Another instance of deceptiveness in the initiatives is that they mention that a “compelling interest” might justify the regulation of abortion. But as we note, that language “is a ruse, for at least two reasons.” First, the initiative language takes almost everything back, explicitly disallowing every asserted compelling interest except for pursuing the health of the woman getting the abortion. (The initiatives do not say “woman” or “mother,” but rather say “person” since, of course, as Planned Parenthood tells us, men can get abortions too.) But second, “[e]ven the sole permitted purpose of furthering maternal health is illusory because it is subject to a catch: that it ‘does not infringe on that person’s autonomous decision-making.’” So instead of a genuine exception, even if just one, we have, in effect, Lucy pulling back the football before Charlie Brown can ever kick it.

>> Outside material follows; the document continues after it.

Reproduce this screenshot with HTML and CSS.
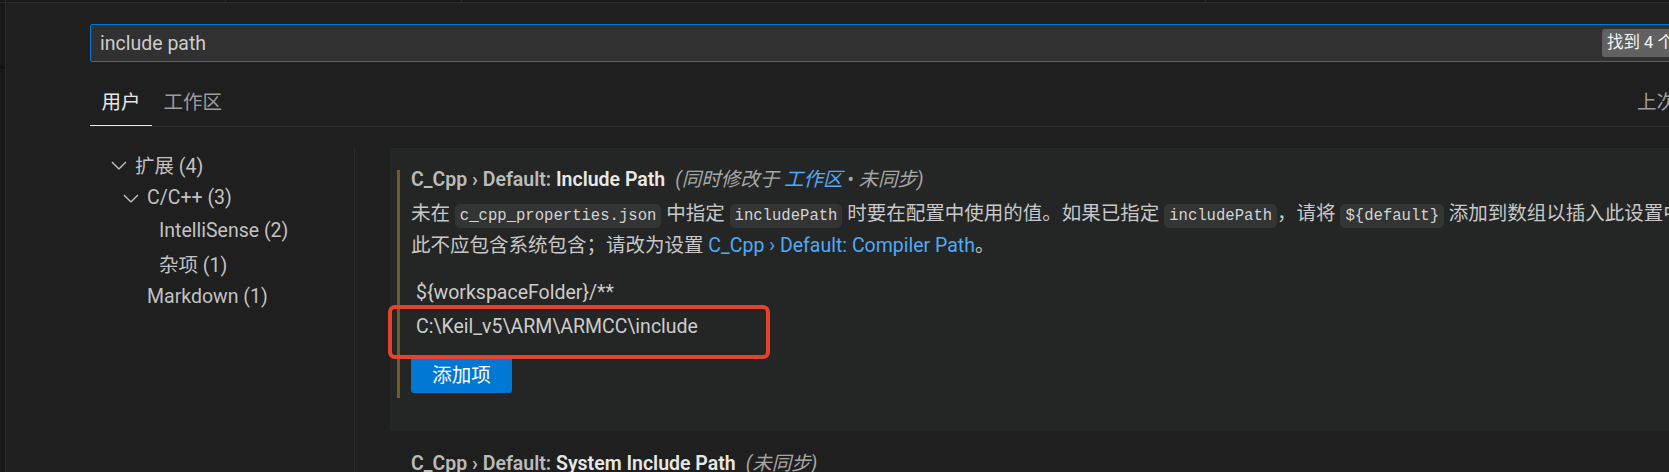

The Secretary of State’s summary does not embrace Fitz-James’ propagandistic wording, so naturally, Fitz-James and the ACLU claim the summary statement is incomplete, inaccurate, and misleading. But as we point out, the premises of these objections are precisely the “deceptive and misleading” elements of the initiatives themselves. We conclude:
While Fitz-James finds fault with the Secretary’s summary statements, the irony is that her own initiatives are replete with deceptive and misleading language and glaring omissions. She is in no position to criticize the Secretary’s summaries, which at least provide some means for the voters to recognize that there are in fact major controversies underlying the too-smooth wording of the initiatives. This Court should deny relief to Plaintiff Fitz-James.
The case is scheduled for a hearing on September 11 in state circuit court.